Introduction: Understanding Crypto Slang
Cryptocurrency has developed its own distinct lexicon. Terms like "HODL," "FUD," and "WAGMI" emerge from the online communities where traders interact. Among these terms, "apeing in" stands out as a vivid representation of a high-risk, impulsive trading style.
When observing a new token whose price skyrockets, the buyers often include those "apeing in." This article clarifies what "apeing in" means, its origins, the psychology driving it, the assets associated with it, and the significant risks it entails.
What Does "Apeing In" Mean?
"Apeing in" refers to the act of purchasing a token or NFT without thorough research, typically motivated by FOMO (Fear Of Missing Out) and social media excitement.
This term evokes a primal action. An investor "aping in" does not analyze whitepapers, tokenomics, or team backgrounds. Instead, they impulsively invest significant amounts in an asset based on its rapidly rising price and the fear of missing potential gains.
Key characteristics of "apeing in" include:
- Lack of Research: Decisions are driven by hype instead of fundamental analysis.
- High Risk: Investments often target volatile and unproven assets.
- Emotional Decision-Making: FOMO and social media influence are primary motivators.
- Large Position Size: Investors often put in more money than they typically would for speculative investments.
The Origins of the Term
The term "apeing in" traces back to the meme culture of communities like Reddit's r/wallstreetbets and the broader "degen" trading communities. The phrase "Apes Together Strong" emerged during the GameStop situation in early 2021, representing retail investors who, despite being underestimated by Wall Street, demonstrated collective power.
In this context, "apes" symbolized individual retail investors uniting to drive market movements. The term "apeing in" evolved from this mentality, illustrating the action of buying into assets based on community sentiment rather than conventional financial analysis.
As this ethos transitioned into the crypto field during the NFT and meme coin booms of 2021, "apeing in" aptly described the high-risk, community-centric speculation that characterized that time.
Where Does "Apeing In" Happen?
"Apeing in" predominantly occurs in the most speculative and volatile segments of the crypto market.
1. Meme Coins
Meme coins, such as Dogecoin and Shiba Inu, originate from jokes or internet memes. They typically lack any substantive utility or value beyond their branding and community appeal. Their value largely depends on social media buzz and speculation. Traders "ape in" on these coins when they gain traction online, hoping to capitalize on rapid price increases.
2. NFT Mints
The launch, or "mint," of a new NFT collection frequently leads to "apeing in." When a project generates substantial pre-launch excitement, many rush to mint NFTs as soon as they become available. This often leads to "gas wars," where users pay high transaction fees to prioritize their transactions.

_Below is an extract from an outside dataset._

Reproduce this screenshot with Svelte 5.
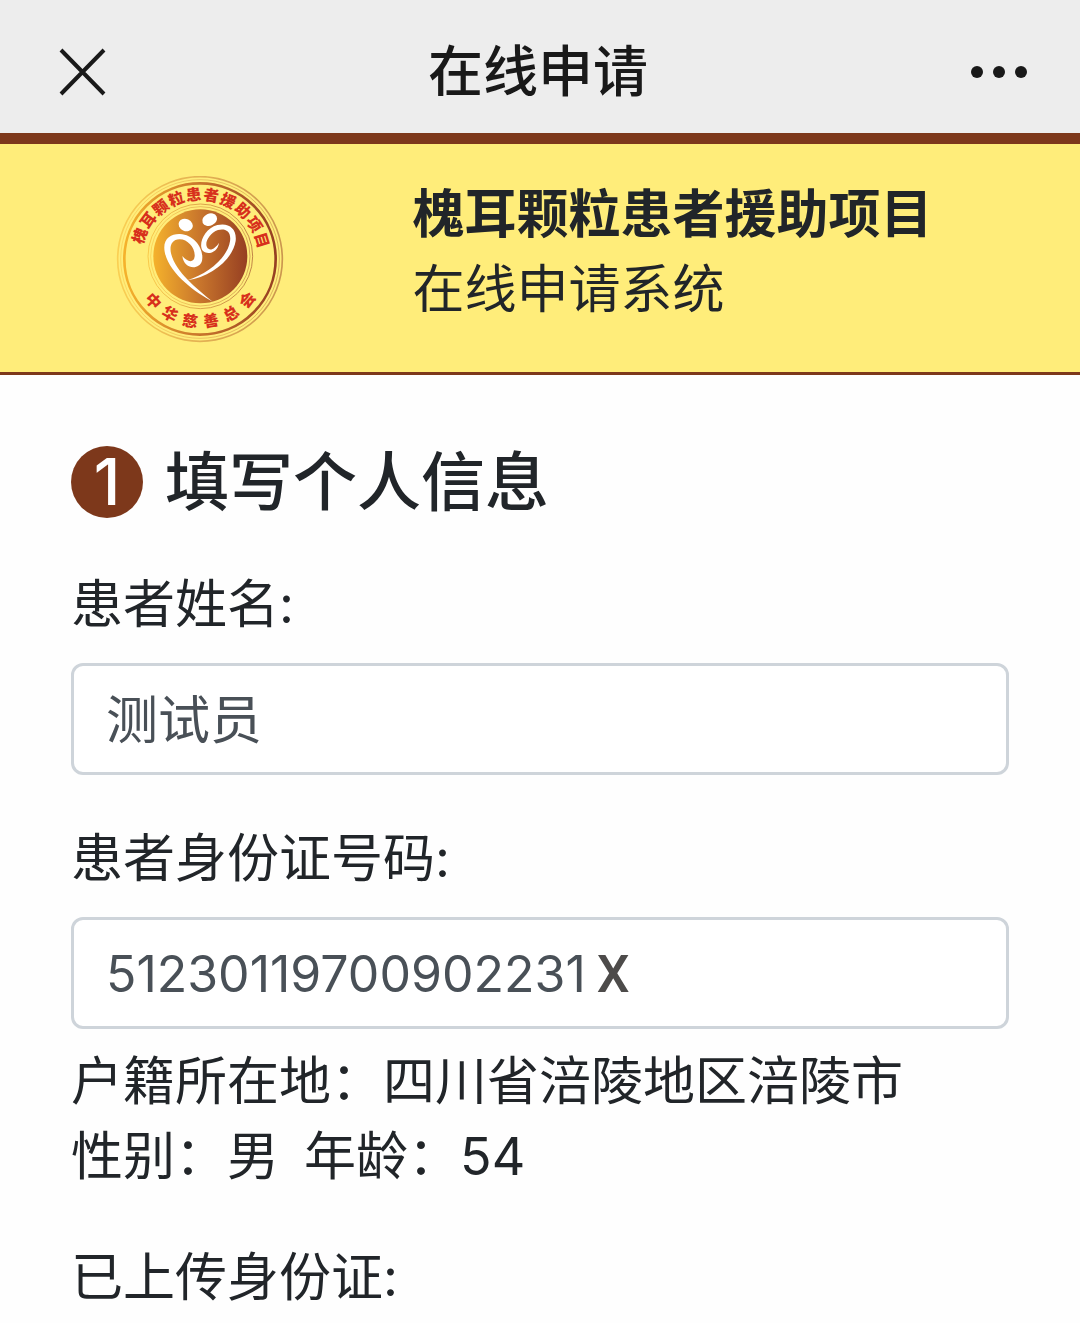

This frantic rush is a classic example of "apeing in."
3. New DeFi Protocols
The launch of a new Decentralized Finance (DeFi) protocol with exceptionally high initial yields can attract significant speculative capital. Traders "ape in" to take advantage of these yields, often without fully grasping the risks associated with the unaudited smart contracts.
The Psychology Behind "Apeing In"
Understanding the motivations behind "apeing in" involves examining behavioral psychology.
- FOMO (Fear Of Missing Out): This is the primary driver. Observing others profiting on social media instills a fear of being left behind. The urge to seize the "next big opportunity" can overshadow rational judgment.
- The Lottery Ticket Effect: For many, "apeing in" resembles buying a lottery ticket. They acknowledge the high risk of losing their investment but are drawn to the slim chance of a life-altering payout. The allure of transforming a few hundred dollars into a substantial sum is compelling.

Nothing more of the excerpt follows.